The number of HMOs in England has fallen as a result of government intervention in the market.
In 2018 new regulations were introduced insisting that a House in Multiple Occupancy licence was required for properties occupied by five or more people not of one family.
Previously, a licence was only required for properties of three storeys or more in which five or more people lived and were not members of one family.
An analysis by Octane Capital suggests that since 2018 the number of HMOs on the market has decreased with many landlords choosing to offload their buy to let stock instead of negotiating yet more hurdles due to legislative changes.
The latest data shows that, on an annual basis, the number of HMOs in England fell three per cent from 511,278 in 2019/2020 to 497,884 in 2020/21.
This overall national decline has been driven by the London market where the level of total HMOs has declined by 13 per cent – by far the biggest reduction of all regions
In the capital, 11 different boroughs have reported a drop, with the biggest coming in Ealing where HMOs have declined by a remarkable 59 per cent, followed closely by a 58 per cent decline in Lambeth.
Redbridge has seen its numbers halved, and Barnet’s decline sits at 37 per cent. The number of HMOs has also declined considerably in Greenwich, Enfield, Wandsworth, Croydon, Hillingdon, Merton and Tower Hamlets.

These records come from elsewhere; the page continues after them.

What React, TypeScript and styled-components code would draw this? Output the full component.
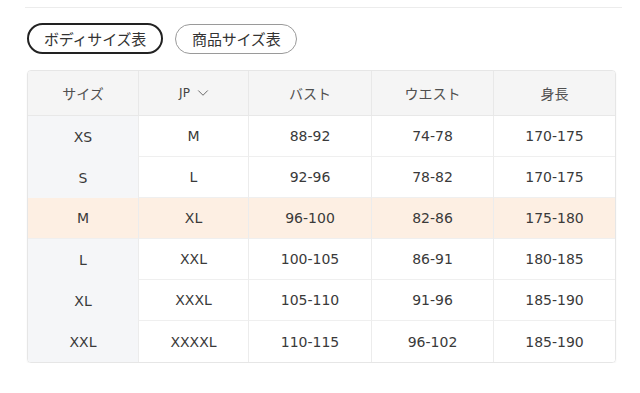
import React from 'react'
import styled, { createGlobalStyle } from 'styled-components'
import { ChevronDown } from 'lucide-react'

const GlobalStyle = createGlobalStyle`
  body {
    margin: 0;
    background: #ffffff;
    font-family: "DejaVu Sans", "Noto Sans CJK JP", sans-serif;
    color: #333333;
  }
`

const Page = styled.div`
  width: 597px;
  padding: 7px 0 0 25px;
`

const Divider = styled.div`
  height: 1px;
  background: #ececec;
`

const TabRow = styled.div`
  display: flex;
  align-items: center;
  gap: 12px;
  margin: 15px 0 0 2px;
`

const Pill = styled.button<{ $active?: boolean }>`
  box-sizing: border-box;
  height: ${p => (p.$active ? 31 : 30)}px;
  padding: 0 ${p => (p.$active ? 15 : 16)}px;
  border: ${p => (p.$active ? '2px solid #222222' : '1px solid #9a9a9a')};
  border-radius: 16px;
  background: #ffffff;
  font-family: "Noto Sans CJK JP", sans-serif;
  font-size: 15px;
  color: #333333;
  line-height: 1;
  letter-spacing: -0.2px;
`

const Table = styled.div`
  display: grid;
  grid-template-columns: 110px 110px 123px 122px 1fr;
  width: 589px;
  margin: 16px 0 0 2px;
  border: 1px solid #e6e6e6;
  border-radius: 4px;
  overflow: hidden;
  box-shadow: 0 1px 2px rgba(0, 0, 0, 0.06);
  box-sizing: border-box;
`

const HeadCell = styled.div<{ $first?: boolean }>`
  height: 45px;
  display: flex;
  align-items: center;
  justify-content: center;
  gap: 8px;
  background: #f5f5f5;
  border-left: ${p => (p.$first ? 'none' : '1px solid #e8e8e8')};
  border-bottom: 1px solid #e8e8e8;
  box-sizing: border-box;
  font-family: "Noto Sans CJK JP", sans-serif;
  font-size: 14px;
  color: #505050;
`

const Small = styled.span`
  font-family: "DejaVu Sans", sans-serif;
  font-size: 12px;
  color: #444444;
`

const Cell = styled.div<{ $first?: boolean; $hl?: boolean; $last?: boolean }>`
  height: 41px;
  display: flex;
  align-items: center;
  justify-content: center;
  box-sizing: border-box;
  font-size: 14px;
  color: #3a3a3a;
  background: ${p => (p.$hl ? '#fdefe3' : p.$first ? '#f5f6f8' : '#ffffff')};
  border-left: ${p => (p.$first ? 'none' : '1px solid #ececec')};
  border-bottom: ${p => (p.$last || (p.$first && !p.$hl) ? 'none' : '1px solid #efefef')};
`

const rows = [
  ['XS', 'M', '88-92', '74-78', '170-175'],
  ['S', 'L', '92-96', '78-82', '170-175'],
  ['M', 'XL', '96-100', '82-86', '175-180'],
  ['L', 'XXL', '100-105', '86-91', '180-185'],
  ['XL', 'XXXL', '105-110', '91-96', '185-190'],
  ['XXL', 'XXXXL', '110-115', '96-102', '185-190'],
]

const App: React.FC<{}> = () => {
  return (
    <Page>
      <GlobalStyle />
      <Divider />
      <TabRow>
        <Pill $active>ボディサイズ表</Pill>
        <Pill>商品サイズ表</Pill>
      </TabRow>
      <Table>
        <HeadCell $first>サイズ</HeadCell>
        <HeadCell>
          <Small>JP</Small>
          <ChevronDown size={18} strokeWidth={1.3} color="#666666" style={{ margin: '0 -4px' }} />
        </HeadCell>
        <HeadCell>バスト</HeadCell>
        <HeadCell>ウエスト</HeadCell>
        <HeadCell>身長</HeadCell>
        {rows.map((r, i) =>
          r.map((v, j) => (
            <Cell
              key={`${i}-${j}`}
              $first={j === 0}
              $hl={r[0] === 'M'}
              $last={i === rows.length - 1}
            >
              {v}
            </Cell>
          ))
        )}
      </Table>
    </Page>
  )
}

export default App
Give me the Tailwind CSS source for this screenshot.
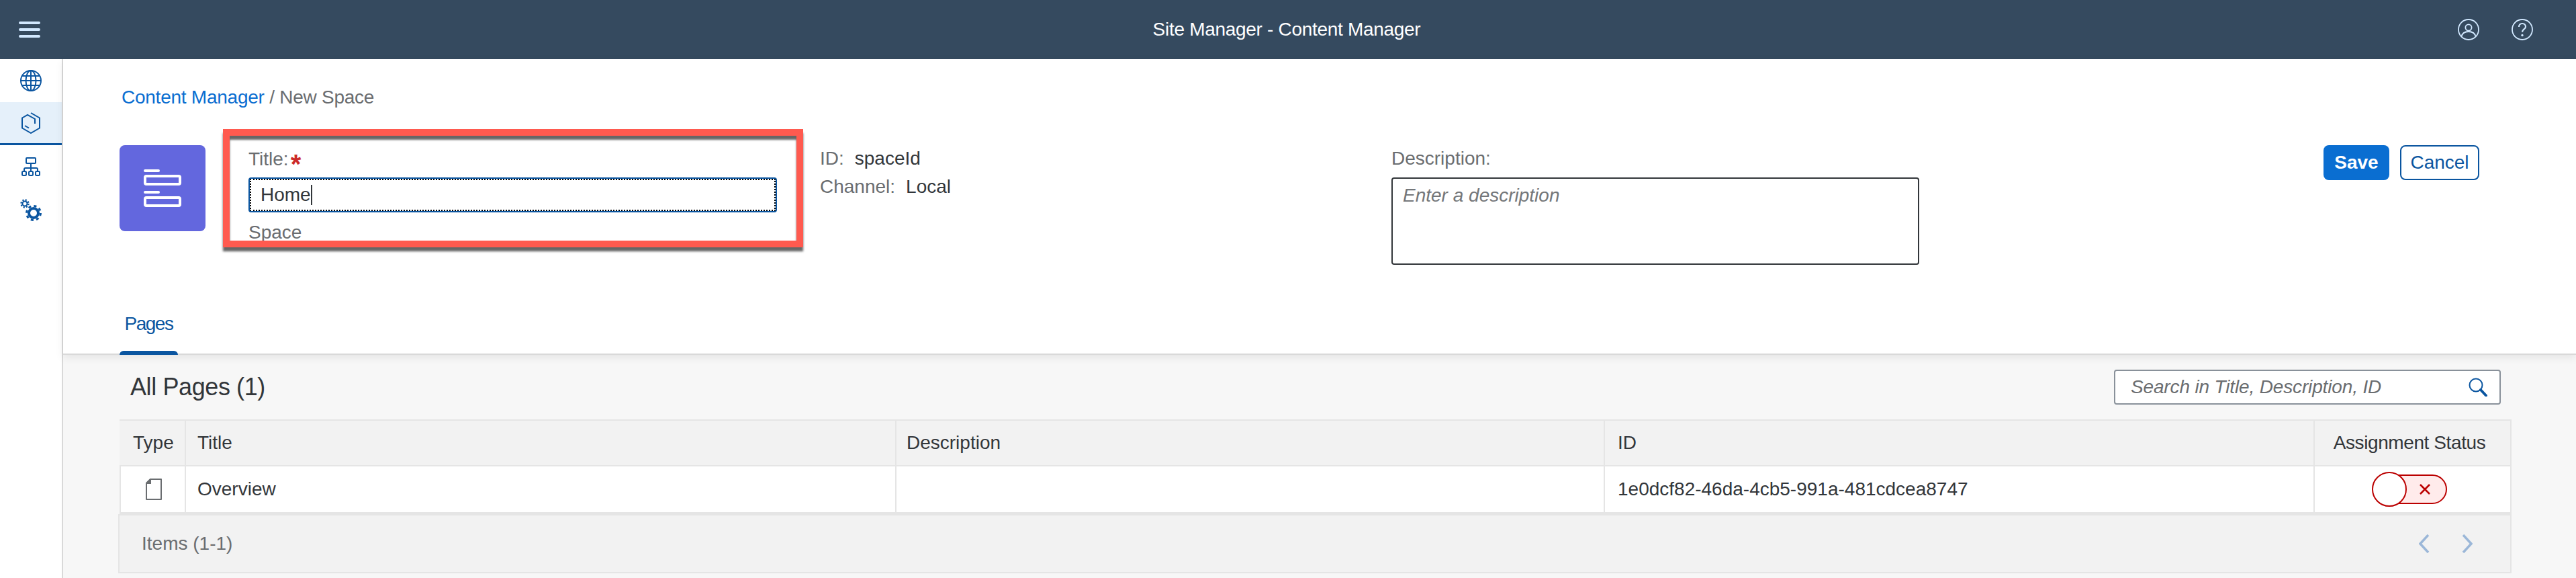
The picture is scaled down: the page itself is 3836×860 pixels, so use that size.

Octane Capital chief executive Jonathan Samuels says: “It’s only right that all efforts should be made to ensure the safety and wellbeing of the nation’s tenants and that everyone is afforded the right to a basic standard of living.
“The changes to HMO licensing have certainly looked to ensure this, but as a result, we have seen a decline in the level of operational HMOs across the rental market, particularly within London.
“This essentially means that those reliant on the rental sector now have even less choice when it comes to finding suitable, safe accommodation.”